Chairman PERKINS. Let me respond to my dear friend from Minnesota. In my judgment, if the President of the United States uses the argument that the States do not have the opportunity to play an active role in the administration of the Child Development Act, for veto purposes, that is just a smokescreen.
The States have a constructive role, a constructive partnership with the local governments and cities throughout the country.

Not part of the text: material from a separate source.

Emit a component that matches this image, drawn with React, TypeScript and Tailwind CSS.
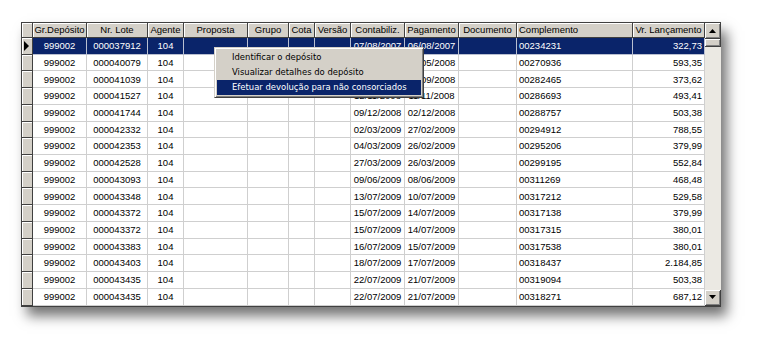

We do give the local communities the same standing, which they should have, as the larger municipalities and the States if they are capable of producing a program of quality. The Secretary makes that judgment, and if the local community does not have the capability, then he lets the State administer that program, and puts 5 percent of the funds in the hands of the States for technical assistance, for the purpose of helping some of the communities. I regret to see the President of the United States, who has talked so much about the rural people of America, veto the economic opportunity amendments under the false pretense that the State does not have the opportunity to play an active part.
If he vetoes this bill on that ground, he is saying indirectly to the rural people of the country, we have no confidence in the rural people. We want the big cities to have the power; we want the States to have the power, we want to continue to exclude the rural people in America.
In reality, that is what the President is saying if he vetoes this bill on that flimsy ground, because the bill provides for a constructive partnership between the different levels of government, and the States can play a great role in that constructive partnership. If I were the Secretary of HEW, or the President of the United States I would not insinuate that these cities of 5,000 do not have the social services and the capability.
This is the greatest demographic issue that I have heard since I have been in the Congress.
Mr. Ruth. Will the chairman vield?
These gentlemen from the administration did not expect to come here and get this kind of treatment, but I would suggest, before we continue this, we let the gentlemen make their statements.
I would like to hear them before I go to the House floor.